US unveils up to US$3.5bn funding to expand domestic battery manufacturing

Article by Kerry Hebden

THE White House has announced up to US$3.5bn in funding to strengthen domestic battery manufacturing as part of President Biden’s Investing in America agenda. 

Batteries are seen as a critical part of the transition to a clean energy economy. However, China dominates the global electric vehicle battery supply chain. A key driver in that is their world-leading refinery capacity when it comes to critical components like cobalt, nickel sulphate, lithium hydroxide, and graphite.  

Graphite is used in EV battery anodes, the negatively charged portion of a battery, but limits recently imposed by China have fuelled uncertainty in supply chains.  

Beijing has also imposed similar restrictions on gallium and germanium – two key metals used primarily in the production of semiconductors and solar panels. 

Added to the restriction worries is the global demand for lithium batteries, which is expected to surge more than five-fold by 2030 as countries push to reach net zero.  

By closing the gap in supply chain disruptions and accelerating domestic battery production, the US will be less reliant on imports, said Jennifer M Granholm, the country’s secretary of energy. “Positioning the United States front and centre to meet the growing demand for advanced batteries is how we boost our global competitiveness, maintain and create good-paying jobs, and strengthen our clean energy economy.”  

The US$3.5bn funding is being allocated from the Bipartisan Infrastructure Law – the same act that recently allocated up to US$7bn for seven hydrogen hubs. It is the second round of funding to boost domestic production of advanced batteries and battery materials nationwide.  

The first, announced last year, allocated US$3bn to 15 projects, including companies that mine critical minerals like nickel, used in lithium batteries.  

In this next round, the Department of Energy (DOE) is prioritising next-generation technologies and battery chemistries, in addition to lithium-based technologies. It is also calling for projects that will increase separation of battery-grade critical materials, expand production facilities for cathode and anode materials production, and expand battery component manufacturing facilities. 
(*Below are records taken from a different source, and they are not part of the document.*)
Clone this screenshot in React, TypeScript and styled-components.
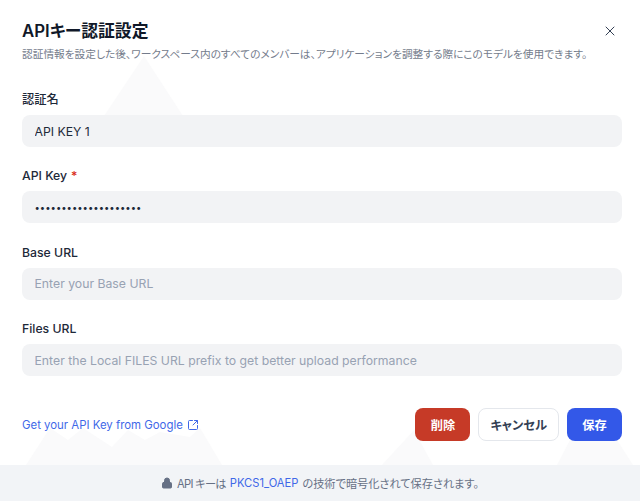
import React, { FC, ReactElement } from 'react';
import styled, { createGlobalStyle } from 'styled-components';
import { X, Lock, SquareArrowOutUpRight } from 'lucide-react';

const GlobalStyle = createGlobalStyle`
    html, body {
        margin: 0;
        padding: 0;
        background: #ffffff;
    }
    body {
        font-family: Inter, "Noto Sans CJK JP", sans-serif;
        font-feature-settings: "palt";
    }
    * {
        box-sizing: border-box;
    }
`

const Dialog = styled.div`
    position: relative;
    width: 640px;
    height: 501px;
    display: flex;
    flex-direction: column;
    background: #ffffff;
    overflow: hidden;
`

const Backdrop = styled.svg`
    position: absolute;
    left: 0;
    top: 0;
    width: 640px;
    height: 501px;
    pointer-events: none;
`

const Body = styled.div`
    position: relative;
    flex: 1;
    display: flex;
    flex-direction: column;
    padding: 20px 18px 0 22px;
`

const Header = styled.div`
    display: flex;
    justify-content: space-between;
    align-items: center;
    height: 22px;
`

const Title = styled.h1`
    margin: 0;
    font-size: 16.8px;
    line-height: 22px;
    font-weight: 600;
    color: #101828;
`

const CloseButton = styled.button`
    display: flex;
    align-items: center;
    justify-content: center;
    width: 24px;
    height: 24px;
    padding: 0;
    border: none;
    background: none;
    color: #344054;
`

const Description = styled.p`
    margin: 4px 0 0;
    font-size: 10.7px;
    line-height: 18px;
    color: #747c8c;
    white-space: nowrap;
`

const Form = styled.form`
    display: flex;
    flex-direction: column;
    gap: 16.4px;
    margin-top: 23px;
    width: 600px;
`

const Field = styled.div`
    display: flex;
    flex-direction: column;
`

const Label = styled.label`
    height: 24px;
    margin-bottom: 4px;
    padding-top: 1px;
    font-size: 12.25px;
    line-height: 24px;
    font-weight: 500;
    color: #1d2939;
`

const Required = styled.span`
    margin-left: 4px;
    color: #d92d20;
`

const Input = styled.input`
    width: 100%;
    height: 32px;
    padding: 0 12.5px;
    border: none;
    border-radius: 8px;
    outline: none;
    background: #f2f3f5;
    font-family: inherit;
    font-size: 12.25px;
    color: #1d2939;

    &::placeholder {
        color: #98a2b3;
    }

    &[type='password'] {
        font-size: 9.5px;
    }
`

const Actions = styled.div`
    display: flex;
    justify-content: space-between;
    align-items: center;
    width: 600px;
    margin-top: 32px;
`

const GuideLink = styled.a`
    display: flex;
    align-items: center;
    gap: 4px;
    font-size: 11.4px;
    color: #3f68e8;
    text-decoration: none;
`

const Buttons = styled.div`
    display: flex;
    gap: 8px;
`

const Button = styled.button<{ $variant: 'danger' | 'plain' | 'primary' }>`
    height: 33px;
    padding: 0 ${p => p.$variant === 'plain' ? '11px' : '15.25px'};
    border-radius: 8px;
    border: ${p => p.$variant === 'plain' ? '1px solid #e4e7ec' : 'none'};
    background: ${p => p.$variant === 'danger' ? '#c63a27' : p.$variant === 'primary' ? '#3358e8' : '#ffffff'};
    color: ${p => p.$variant === 'plain' ? '#344054' : '#ffffff'};
    font-family: inherit;
    font-feature-settings: "palt";
    font-size: 12.25px;
    font-weight: 600;
`

const Footer = styled.div`
    position: relative;
    display: flex;
    justify-content: center;
    align-items: center;
    gap: 4px;
    height: 36px;
    background: #f2f4f7;
    font-size: 11.2px;
    color: #667085;
`

const FooterLead = styled.span`
    letter-spacing: -0.7px;
`

const FooterLink = styled.a`
    color: #3f68e8;
    text-decoration: none;
`

const App: FC = (): ReactElement => {
    return (
        <>
            <GlobalStyle />
            <Dialog>
                <Backdrop viewBox="0 0 640 501">
                    <path d="M26 465 L50 428 L68 440 L83 428 L112 447 L128 430 L145 440 L160 432 L190 437 L200 428 L222 465 Z" fill="#fafafb" />
                    <path d="M104 116 L144 56 L183 116 Z" fill="#fafafb" />
                    <path d="M382 465 L416 428 L417 436 L433 465 Z" fill="#fafafb" />
                    <path d="M557 465 L570 440 L617 440 L633 465 Z" fill="#fafafb" />
                </Backdrop>
                <Body>
                    <Header>
                        <Title>APIキー認証設定</Title>
                        <CloseButton type="button"><X size={16} strokeWidth={1.5} /></CloseButton>
                    </Header>
                    <Description>認証情報を設定した後、ワークスペース内のすべてのメンバーは、アプリケーションを調整する際にこのモデルを使用できます。</Description>
                    <Form>
                        <Field>
                            <Label>認証名</Label>
                            <Input defaultValue="API KEY 1" />
                        </Field>
                        <Field>
                            <Label>API Key<Required>*</Required></Label>
                            <Input type="password" defaultValue="12345678901234567890" />
                        </Field>
                        <Field>
                            <Label>Base URL</Label>
                            <Input placeholder="Enter your Base URL" />
                        </Field>
                        <Field>
                            <Label>Files URL</Label>
                            <Input placeholder="Enter the Local FILES URL prefix to get better upload performance" />
                        </Field>
                    </Form>
                    <Actions>
                        <GuideLink href="#">
                            Get your API Key from Google
                            <SquareArrowOutUpRight size={12} />
                        </GuideLink>
                        <Buttons>
                            <Button $variant="danger" type="button">削除</Button>
                            <Button $variant="plain" type="button">キャンセル</Button>
                            <Button $variant="primary" type="button">保存</Button>
                        </Buttons>
                    </Actions>
                </Body>
                <Footer>
                    <Lock size={12} fill="#667085" />
                    <FooterLead>API キーは</FooterLead>
                    <FooterLink href="#">PKCS1_OAEP</FooterLink>
                    <span>の技術で暗号化されて保存されます。</span>
                </Footer>
            </Dialog>
        </>
    )
}

export default App;
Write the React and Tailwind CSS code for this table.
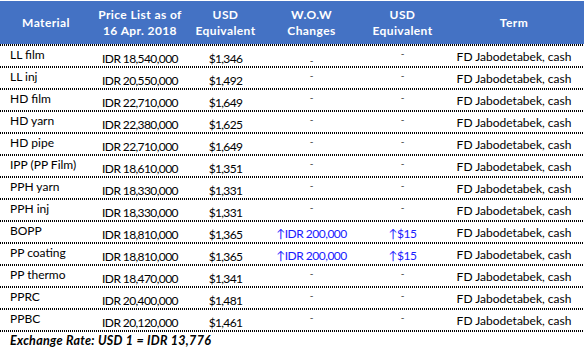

The DOE is also aiming to recover rare earth elements (REEs) and critical minerals needed for clean energy technologies, by extracting and separating them out from the billions of tons of coal waste and ash produced by mining across the US.  

When REEs are mined within the US, they are then shipped overseas for processing, before being sold back in more expensive products. The new facility, which is supported by a US$140m investment, and hailed as a first-of-its-kind facility, will not only reduce new mining projects, but will also bypass the need to refine waste abroad.